The shadow education secretary barely touched on grammar schools, despite hinting on Sunday she would announce new reforms, when she told a fringe event that she wanted to “change” the way selective education systems worked, and that she hoped to set out in her speech how she could instead create a “system that works for everybody”.

Instead, she promised the party would lift the public sector pay cap, giving all teachers and support staff a pay rise. She also vowed to improve working conditions for teaching assistants and school support staff.

“Learning needs teaching,” she said. “Teachers would be at the heart of the National Education Service. And we will pay them properly to do it. That is why we will bring an end to the public sector pay cap, [for] teaching assistants and support staff too. Many have lost so much that they are on the minimum wage. We will bring back national standards for them too. They look after our children, we should look after them.”

She also pledged to make schools safer in the wake of the Grenfell Tower tragedy. Part of the £13 billion pledged by Labour to fund improvements to the existing school estate would help protect schools from similar incidents, she said.

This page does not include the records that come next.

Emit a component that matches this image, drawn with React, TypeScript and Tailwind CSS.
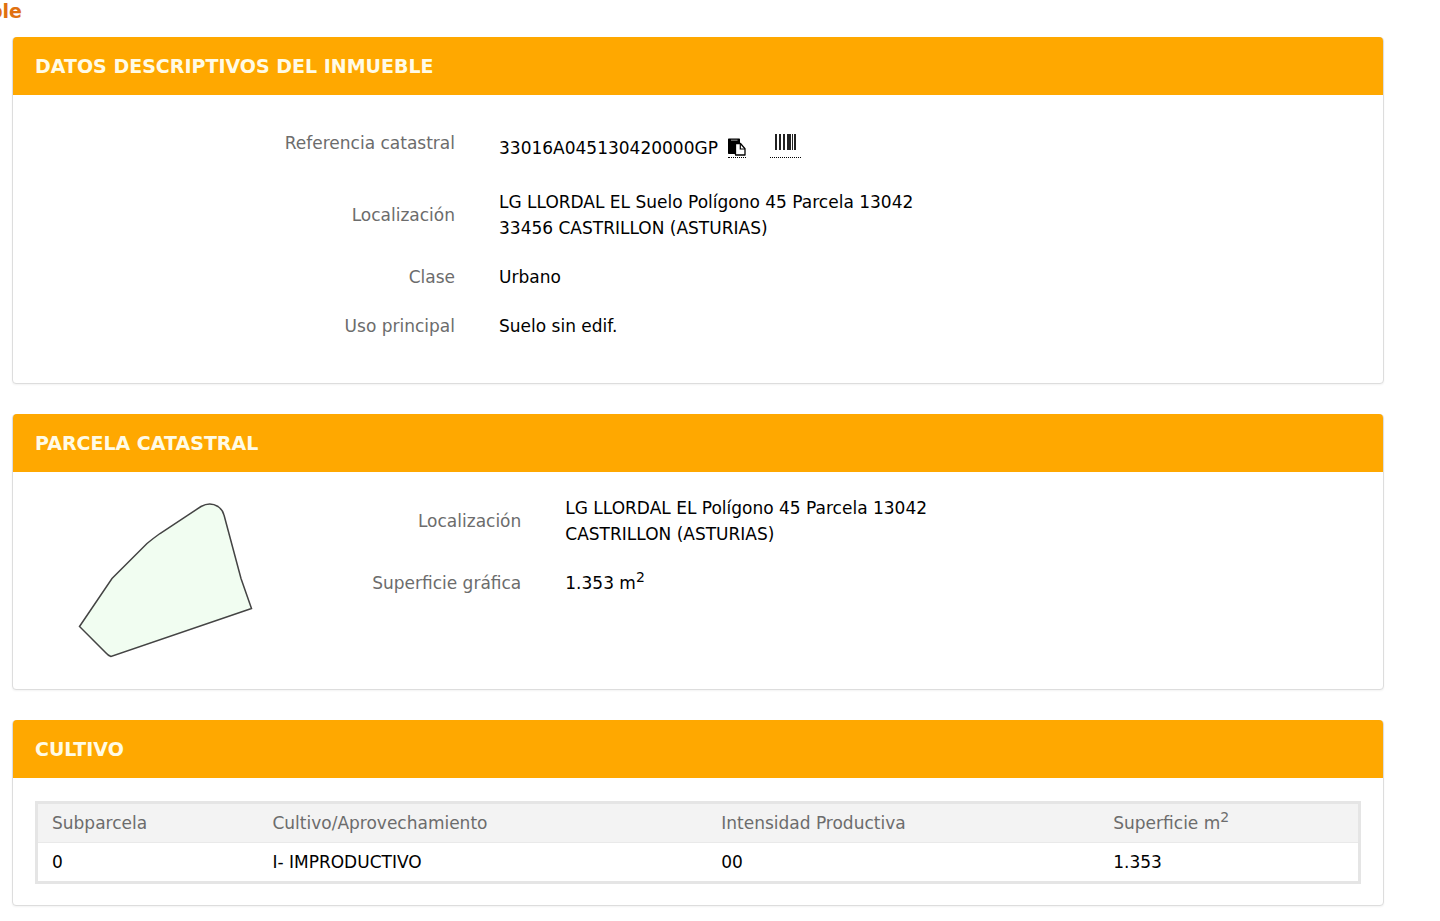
import React from 'react';

type FieldProps = {
  label: string;
  labelClass: string;
  children: React.ReactNode;
};

const cultivos = [
  { subparcela: '0', cultivo: 'I- IMPRODUCTIVO', intensidad: '00', superficie: '1.353' },
];

const Panel: React.FC<{ title: string; children: React.ReactNode }> = ({ title, children }) => (
  <section className="rounded border border-[#dddddd] bg-white shadow-xs">
    <h2 className="-mt-px rounded-t bg-[#ffa800] px-[22px] py-4 text-[19px] leading-[26px] font-bold text-[#fffbe6]">
      {title}
    </h2>
    {children}
  </section>
);

const Field: React.FC<FieldProps> = ({ label, labelClass, children }) => (
  <div className="mb-[23px] flex">
    <dt className={`shrink-0 px-[22px] text-right text-[#6c6c6c] ${labelClass}`}>{label}</dt>
    <dd className="grow px-[22px]">{children}</dd>
  </div>
);

const CopyIcon: React.FC = () => (
  <svg width="18" height="18" viewBox="0 0 18 18" aria-hidden="true">
    <path d="M0 1.5C0 .9.4.5 1 .5h10c.6 0 1 .4 1 1V5H7v11H1c-.6 0-1-.4-1-1z" fill="#000" />
    <path d="M3 2.2h6.5" stroke="#999" strokeWidth="1" />
    <path d="M7.5 5.500h5l4.500 5.200V17H7.500z" fill="#fff" stroke="#000" strokeWidth="1.300" strokeLinejoin="round" />
    <path d="M12.300 5.500v5.500H17" fill="none" stroke="#000" strokeWidth="1.200" />
  </svg>
);

const BarcodeIcon: React.FC = () => (
  <svg width="21" height="16" viewBox="0 0 21 16" aria-hidden="true">
    <path d="M0 0h2v16H0zM4 0h2v16H4zM8 0h2v16H8zM12 0h4v16h-4zM17 0h1v16h-1zM19 0h2v16h-2z" fill="#222" />
  </svg>
);

const App: React.FC = () => {
  return (
    <main className="bg-white pr-14 pb-4 font-['DejaVu_Sans',Verdana,sans-serif] text-[17px] leading-[26px] text-black">
      {/* Title runs off the left edge */}
      <h1 className="mb-3.5 flex w-[22px] justify-end overflow-hidden text-[19px] leading-[23px] font-bold text-[#e0700f]">
        ble
      </h1>

      <div className="flex flex-col gap-[30px] pl-3">
        <Panel title="DATOS DESCRIPTIVOS DEL INMUEBLE">
          <dl className="px-[22px] pt-[35px] pb-[21px]">
            <Field label="Referencia catastral" labelClass="w-1/3">
              <div className="flex h-9 items-center">
                <span>33016A045130420000GP</span>
                <button type="button" aria-label="Copiar" className="ml-2.5 border-b border-dotted border-black pb-px">
                  <CopyIcon />
                </button>
                <button
                  type="button"
                  aria-label="Código de barras"
                  className="mt-1 ml-6 flex h-6 items-start self-start border-b border-dotted border-black px-[5px]"
                >
                  <BarcodeIcon />
                </button>
              </div>
            </Field>
            <Field label="Localización" labelClass="w-1/3 self-center">
              LG LLORDAL EL Suelo Polígono 45 Parcela 13042
              <br />
              33456 CASTRILLON (ASTURIAS)
            </Field>
            <Field label="Clase" labelClass="w-1/3">Urbano</Field>
            <Field label="Uso principal" labelClass="w-1/3">Suelo sin edif.</Field>
          </dl>
        </Panel>

        <Panel title="PARCELA CATASTRAL">
          <div className="flex px-[22px] pt-[23px]">
            <div className="w-1/6 shrink-0 pb-[22px] pl-[22px]">
              <svg width="198" height="172" viewBox="57 495 198 172" role="img" aria-label="Parcela">
                <path
                  d="M79.500 626.500L112 578.500L147 543.500Q153 538.500 160 533.500L201 506.500Q210 501.500 218 506.500Q223 510 224 515L241 578.500L251.500 608.500L111 656.500Q108 655.500 105 652z"
                  fill="#f1fdf1"
                  stroke="#444"
                  strokeWidth="1.5"
                />
              </svg>
            </div>
            <dl className="grow">
              <Field label="Localización" labelClass="w-[26%] self-center">
                LG LLORDAL EL Polígono 45 Parcela 13042
                <br />
                CASTRILLON (ASTURIAS)
              </Field>
              <Field label="Superficie gráfica" labelClass="w-[26%]">
                1.353 m<sup className="text-sm leading-none">2</sup>
              </Field>
            </dl>
          </div>
        </Panel>

        <Panel title="CULTIVO">
          <div className="px-[22px] pt-[23px] pb-[21px]">
            <table className="w-full table-fixed border-separate border-spacing-0 border-3 border-[#e5e5e5] text-left">
              <thead className="bg-[#f3f3f3] text-[#6c6c6c]">
                <tr>
                  <th className="w-[16.7%] border-b border-[#e9e9e9] px-3.5 py-1.5 font-normal">Subparcela</th>
                  <th className="w-[34%] border-b border-[#e9e9e9] px-3.5 py-1.5 font-normal">Cultivo/Aprovechamiento</th>
                  <th className="w-[29.7%] border-b border-[#e9e9e9] px-3.5 py-1.5 font-normal">Intensidad Productiva</th>
                  <th className="border-b border-[#e9e9e9] px-3.5 py-1.5 font-normal">
                    Superficie m<sup className="text-sm leading-none">2</sup>
                  </th>
                </tr>
              </thead>
              <tbody>
                {cultivos.map((row) => (
                  <tr key={row.subparcela}>
                    <td className="px-3.5 py-1.5">{row.subparcela}</td>
                    <td className="px-3.5 py-1.5">{row.cultivo}</td>
                    <td className="px-3.5 py-1.5">{row.intensidad}</td>
                    <td className="px-3.5 py-1.5">{row.superficie}</td>
                  </tr>
                ))}
              </tbody>
            </table>
          </div>
        </Panel>
      </div>
    </main>
  );
};

export default App;
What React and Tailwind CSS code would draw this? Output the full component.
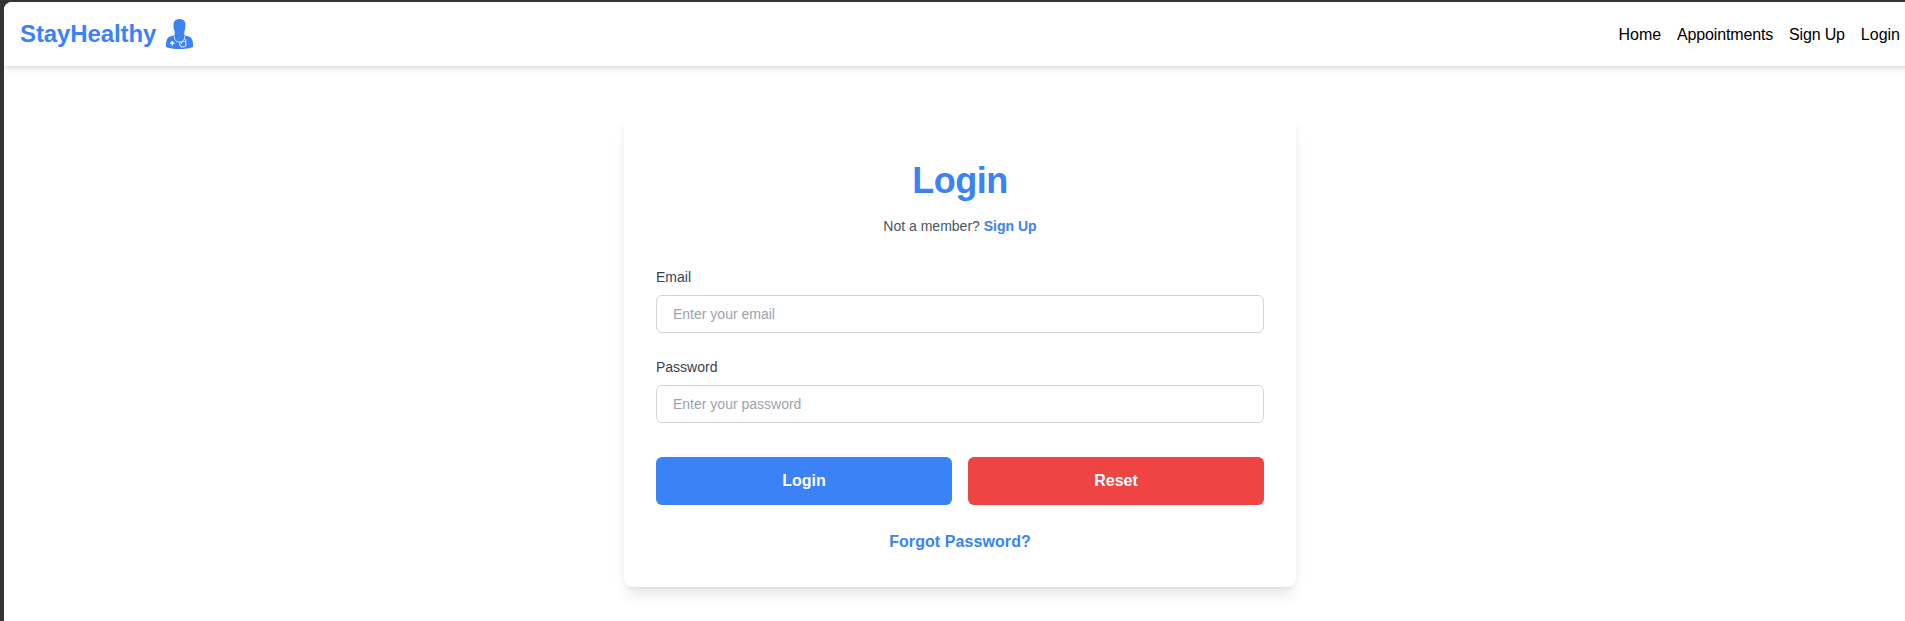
import React from "react";

const FONT = "font-['Liberation_Sans',Arial,sans-serif]";

function DoctorIcon() {
  return (
    <svg viewBox="0 0 27 30" className="h-[30px] w-[27px] shrink-0" aria-hidden="true">
      <path
        fill="#3b82f6"
        d="M0 28C-.2 24 .2 20.300 2.600 18.300 4.400 17.100 6.800 16.900 8.500 16.200H18.500c1.700.7 4.100.9 5.900 2.100C26.800 20.300 27.200 24 27 28 24 29.400 18.500 30 13.500 30S3 29.400 0 28Z"
      />
      <path
        d="M8.300 17.200c.1 3.800 1.800 5.800 5.200 5.800s5.100-2 5.200-5.800"
        stroke="#fff"
        strokeWidth="1"
        fill="none"
      />
      <path
        fill="#3b82f6"
        d="M13.500 0C9.900 0 7.500 2.100 7.500 5.400c0 3 .4 5.300 1.200 7v4.800c0 3.200 1.600 5.200 4.800 5.200s4.800-2 4.800-5.200v-4.800c.8-1.700 1.200-4 1.200-7C19.500 2.100 17.100 0 13.500 0Z"
      />
      <path d="M6.300 22v4.400M4.100 24.200h4.400" stroke="#fff" strokeWidth="1.500" fill="none" />
      <path
        d="M18.400 19.800c1.200.5 1.600 1.500 1.400 2.700M14 23.200c-.6 1.900-.3 3.900 1.200 4.600M17.300 28c1.800 0 2.700-1.300 2.700-3 0-1.600-1-2.700-2.300-2.700-1.400 0-2.200.9-2.200 2.300"
        stroke="#fff"
        strokeWidth="1"
        fill="none"
        strokeLinecap="round"
      />
      <circle cx="15.700" cy="27.700" r=".8" fill="#fff" />
    </svg>
  );
}

function Field({ id, label, type, placeholder }) {
  return (
    <div>
      <label htmlFor={id} className="mb-2 block text-sm text-gray-700">
        {label}
      </label>
      <input
        id={id}
        type={type}
        placeholder={placeholder}
        className="block w-full rounded-md border border-[#d1d5db] px-4 py-2 text-sm placeholder:text-[#9ca3af]"
      />
    </div>
  );
}

export default function App() {
  return (
    <div className={`h-[621px] overflow-hidden bg-[#353333] pt-0.5 pl-1 ${FONT}`}>
      <div className="h-[619px] w-[1912px] overflow-hidden rounded-tl-lg bg-white">
        <nav className="flex h-16 items-center justify-between bg-white px-4 shadow-md">
          <a href="#" className="flex items-center gap-2.5 text-2xl font-bold tracking-[-0.1px] text-[#3b82f6]">
            StayHealthy
            <DoctorIcon />
          </a>
          <div className="flex gap-4 pt-px text-base text-black">
            <a href="#">Home</a>
            <a href="#" className="tracking-[-0.16px]">Appointments</a>
            <a href="#" className="tracking-[-0.16px]">Sign Up</a>
            <a href="#">Login</a>
          </div>
        </nav>
        <main className="flex justify-center pt-[47px]">
          <div className="h-[474px] w-full max-w-2xl rounded-lg bg-white px-8 pt-12 shadow-lg">
            <h1 className="text-center text-4xl font-bold tracking-[-0.5px] text-[#3b82f6]">Login</h1>
            <p className="mt-[15px] text-center text-sm text-gray-600">
              Not a member?{" "}
              <a href="#" className="font-bold text-[#3b82f6]">
                Sign Up
              </a>
            </p>
            <form className="mt-[31px] space-y-6">
              <Field id="email" label="Email" type="email" placeholder="Enter your email" />
              <Field id="password" label="Password" type="password" placeholder="Enter your password" />
              <div className="grid grid-cols-2 gap-4 pt-2.5 font-bold text-white">
                <button type="button" className="h-12 rounded-md bg-[#3b82f6]">
                  Login
                </button>
                <button type="button" className="h-12 rounded-md bg-[#ef4444]">
                  Reset
                </button>
              </div>
            </form>
            <div className="mt-[25px] text-center font-bold tracking-[0.08px] text-[#3b82f6]">
              <a href="#">Forgot Password?</a>
            </div>
          </div>
        </main>
      </div>
    </div>
  );
}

“Instead of wasting millions of pounds on an inefficient free schools programme, we will provide funding to ensure our schools are safe – that flammable cladding can be removed, sprinklers installed and asbestos cleared,” she declared.

Rayner also discussed “period poverty”, which she said would be tackled with a £10 million transfer from the free schools budget to pay for free sanitary products for school pupils.

The speech received plaudits from school leaders despite the lack of major new announcements, though a promise to spend £500 million reversing cuts to Sure Start children’s centres was broadly welcomed.

The additional cash plans for schools mentioned in the speech hark back to the party’s general election manifesto, while the period poverty policy and pay cap have both been promised before.

Kevin Courtney, the joint leader of the National Education Union, called the speech “inspirational”, while Paul Whiteman, the general secretary of the NAHT, said Rayner had set out a “completely different proposition on education” to the Conservatives.

“The most acute problem facing schools is lack of money,” he said. “The vision has to begin with full and fair funding for all schools, so it is welcome to hear this promise from Labour.”